Controversial airport provision expected to stay in bill despite bond rating worries.

WASHINGTON -- Pending legislation to reauthorize the airport construction grant program will probably keep a controversial provision that some contend may jeapordize airport bond ratings, the chairman of the House aviation subcommittee said Monday.

The provision would divert any disputed airport fee increase into an escrow fund for a maximum of 120 days or until resolution of the dispute. Several rating agencies have found fault with the escrow aspect of the provision, saying it could lead to technical defaults of airport bonds.

"Given the results we've had on this matter in the Senate, we don't have a lot of flexibility to open up and radically change ... the escrow provision" in the conference committee, said James Oberstar, D-Minn., chairman of the House Public Works and Transportation Committee's subcommittee on aviation.
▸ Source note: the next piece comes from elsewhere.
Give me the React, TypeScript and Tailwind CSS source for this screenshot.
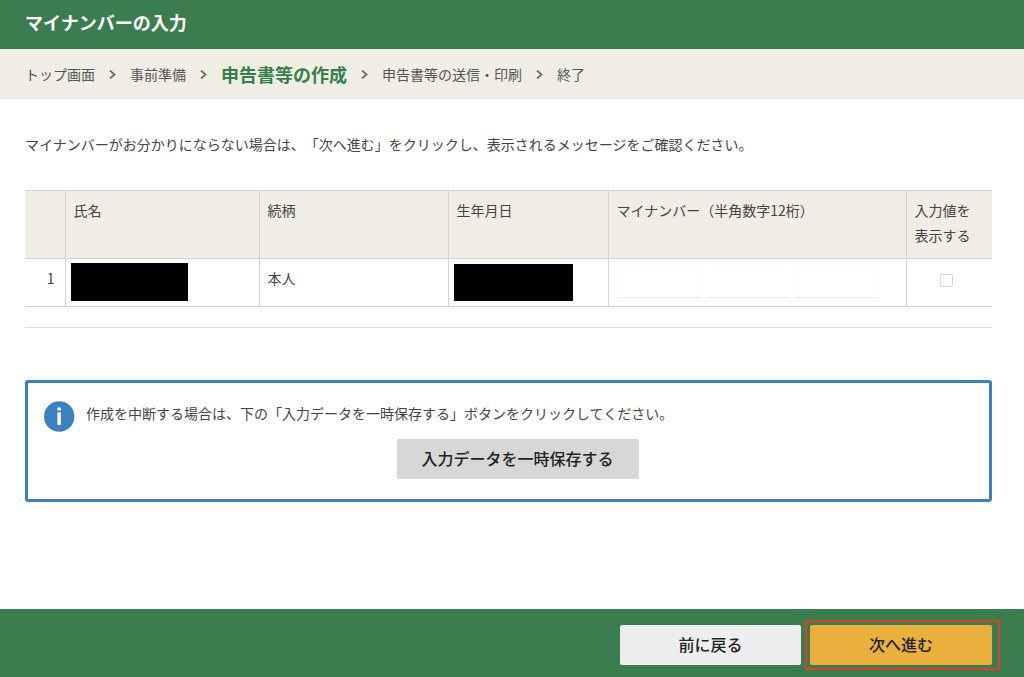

Oberstar's remarks came during a legislative conference held on Monday that was sponsored by the American Association of Airport Executives and the Airports Council International - North America.

The controversial provision was added to the Senate version of the bill during floor debate in June. The House avoided such controversies in passing its version of the reauthorization bill last October.

The bill is headed to a conference committee where the differences in the two versions will be hammered out. It is expected to be wrapped up by the mid-August recess, congressional aides said.

The House bill would authorize $6.48 billion in airport construction grants over three years. The Senate bill would authorize $5.74 billion over three years.

"In the final analysis, I think that in working out the negotiations on fees, it's not going to work significantly different than it did in the past," Oberstar said, adding that those negotiations rarely. go to the Transportation Department for resolution.

If the dispute does go to the transportation secretary for resolution,"it seems [unlikely] the escrow issue will tie up the funds necessary to pay bondholders. First of all, it's only the incremental fee that would be put in escrow and ... it's limited to 120 days," Oberstar said. It could be worse, he said.

"If we reopen these issues, then airlines will feel, through their respective voices in the Senate, that it's okay" to open up many of the issues they "have in their cauldron to cook for this soup we're brewing up," Oberstar said.

Keep in mind, he told the airport executives, it only takes one senator to hold up debate on the bill indefinitely, and it is in everyone's best interests to move the bill through conference by mid-August and get final passage before the new fiscal year begins Oct. 1.

Transportation Secretary Federico Pena also addressed the conference and, in doing so, tried to calm the airport executives' fears of his third party involvement in airport fee disputes.

"The Department of Transportation is committed to try to head off the kinds of problems and confrontations such as we have seen in this country. [But] we expect that airlines and airports will continue to resolve rates and charges issues, as they have for many years, at the local level without federal intervention. The federal government should be the court of last resort," Pena said.

Still, a lot of attendees and speakers expressed concern over the escrow provision in the airport improvement reauthorization bill.

The financial markets react negatively to any perceived uncertainties, and the escrow provision is a good example of what could create doubt about the soundness of an airport bond investment, said Michael Lexton, a managing director of Lehman Brothers.

"The [financial] marketplace in and of itself will extract a penalty for any uncertainties they see in the bond market," Lexton said. "They will require higher interest rates on their bonds than in normal circumstances. Uncertainty comes at a COSt."

Ernie Perez, a vice president in the airport bond rating division of Standard &Poor's Corp., echoed Lexton's concerns about the current legislation.

"We're going to have a major problem with it," he said.

Airlines have been in financial trouble for several years now, and even though they are in partnership with airports when it comes to capital improvements, the key consideration when rating bonds is the airport's ability to raise its rates and charges, Perez said.

"With this legislation, I'm not sure that we're going to be able to rate airports with the same legal structure that we have in the past. It opens up the question of whether or not the debt will be paid ... on a timely basis.

"I don't know how we're going to get over that hurdle, and it's going to have an effect on ... the whole mechanism of how you finance airports," Perez said.